Learning Rather Than Schooling

Schooling was designed to sort future workers to meet the needs of an industrial society. We are no longer living in an industrial society but the essential design features of our schools remain largely unchanged. Success, whether of students or schools, continues to be assessed by a narrow range of easy to measure outcomes. The international movement to improve schooling remains underpinned by economic drivers and is focused on the application of strategies generally determined at a government or system level. It requires convergence on a particular outcome; my experience is this places principals and teachers in an uncomfortable environment of control and compliance in a time of complexity and uncertainty.

There is an urgent need to apply a new mindset to schooling. The world has and will continue to change, and the cost to humanity for attempting to maintain our current system can't be sustained. The growing teacher shortage crisis in many countries should be the canary in the coal mine.

New understandings about learning including exciting breakthroughs from fields in biological science, neuroscience, and medical imaging have led to a stark realisation: If we were to design today and from scratch a system to educate our children, the result would not be schools as we currently know them.

Educator Carol Black’s observation resonates here: ‘Collecting data on human learning based on children’s behaviours in school is like collecting data on killer whales based on their behaviour at SeaWorld.’

There are many (educators and others) who acknowledge this proposition to be a truth and countless, mostly small-scale, initiatives across the world attempting to address it. The message is clear: Education must be about learning not schooling. The sunk cost of our existing model is substantial; the challenge is how to reimagine education from within.
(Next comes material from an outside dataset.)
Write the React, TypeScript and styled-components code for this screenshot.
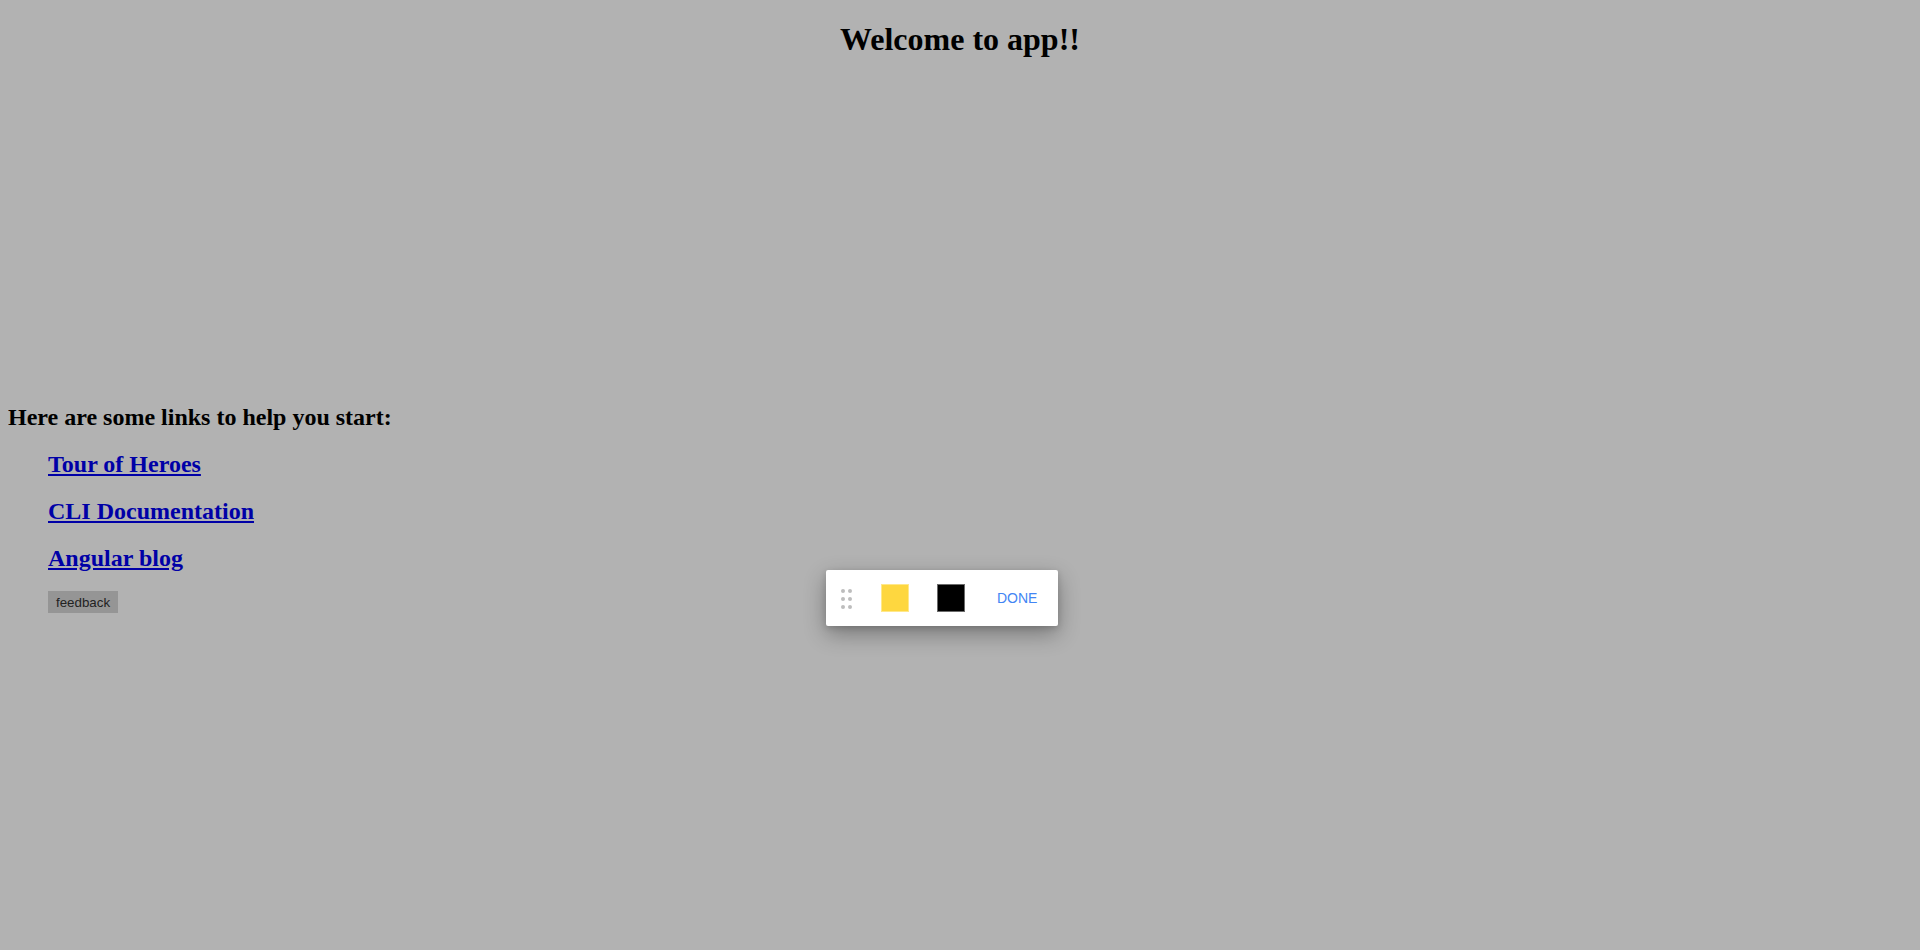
import React from "react";
import styled, { createGlobalStyle } from "styled-components";

const Global = createGlobalStyle`
  html, body { background: #b2b2b2; }
  body {
    margin: 0 8px 8px;
    font-family: "Liberation Serif", "Times New Roman", serif;
    color: #000;
  }
`;

const Hero = styled.div`
  text-align: center;
`;

const Title = styled.h1`
  font-size: 32px;
  font-weight: bold;
  margin: 21.44px 0;
`;

const LogoSlot = styled.span`
  display: inline-block;
  width: 300px;
  height: 300px;
`;

const Subtitle = styled.h2`
  font-size: 24px;
  font-weight: bold;
  margin: 19.92px 0;
`;

const LinkList = styled.ul`
  list-style: none;
  margin: 16px 0;
  padding-left: 40px;
`;

const LinkItem = styled.li``;

const LinkHeading = styled.h2`
  font-size: 24px;
  font-weight: bold;
  margin: 19.92px 0;
`;

const Anchor = styled.a`
  color: #0000a7;
  text-decoration: underline;
`;

const FeedbackButton = styled.button`
  font-family: "Liberation Sans", Arial, sans-serif;
  font-size: 13.33px;
  color: #222;
  background: #959595;
  border: none;
  padding: 1px 6px;
  height: 22px;
  width: 70px;
  margin-top: 0;
  display: block;
`;

const Toolbar = styled.div`
  position: absolute;
  left: 826px;
  top: 570px;
  width: 232px;
  height: 56px;
  background: #fff;
  border-radius: 2px;
  box-shadow: 0 8px 22px rgba(0, 0, 0, 0.32), 0 2px 6px rgba(0, 0, 0, 0.14);
  display: flex;
  align-items: center;
  padding-left: 15px;
  box-sizing: border-box;
`;

const Grip = styled.div`
  display: grid;
  grid-template-columns: repeat(2, 4px);
  grid-auto-rows: 4px;
  column-gap: 3px;
  row-gap: 4px;
  margin-right: 29px;
  margin-top: 2px;
`;

const Dot = styled.span`
  width: 4px;
  height: 4px;
  border-radius: 50%;
  background: #bdbdbd;
`;

const Swatch = styled.div<{ $fill: string; $border: string }>`
  width: 28px;
  height: 28px;
  box-sizing: border-box;
  background: ${(p) => p.$fill};
  border: 1px solid ${(p) => p.$border};
  margin-right: 28px;
`;

const Done = styled.span`
  font-family: "Liberation Sans", Arial, sans-serif;
  font-size: 14px;
  color: #4285f4;
  margin-left: 4px;
`;

export default function App() {
  return (
    <>
      <Global />
      <Hero>
        <Title>Welcome to app!!</Title>
        <LogoSlot />
      </Hero>
      <Subtitle>Here are some links to help you start: </Subtitle>
      <LinkList>
        <LinkItem>
          <LinkHeading>
            <Anchor href="#">Tour of Heroes</Anchor>
          </LinkHeading>
        </LinkItem>
        <LinkItem>
          <LinkHeading>
            <Anchor href="#">CLI Documentation</Anchor>
          </LinkHeading>
        </LinkItem>
        <LinkItem>
          <LinkHeading>
            <Anchor href="#">Angular blog</Anchor>
          </LinkHeading>
        </LinkItem>
        <FeedbackButton>feedback</FeedbackButton>
      </LinkList>
      <Toolbar>
        <Grip>
          {Array.from({ length: 6 }).map((_, i) => (
            <Dot key={i} />
          ))}
        </Grip>
        <Swatch $fill="#fed73f" $border="#ffe88a" />
        <Swatch $fill="#000" $border="#6b6b6b" />
        <Done>DONE</Done>
      </Toolbar>
    </>
  );
}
Our best chance for success will involve harnessing the meso level of leadership in profound ways – a topic I will return to in the pages ahead.

When we shift our mindset to ‘Learning rather than schooling’, we acknowledge that the focus of our efforts is a child's identity as a learner. The measure of success therefore, is for each learner to understand more about themselves in a way that increases their Confident Courage and brings about Deep Learning.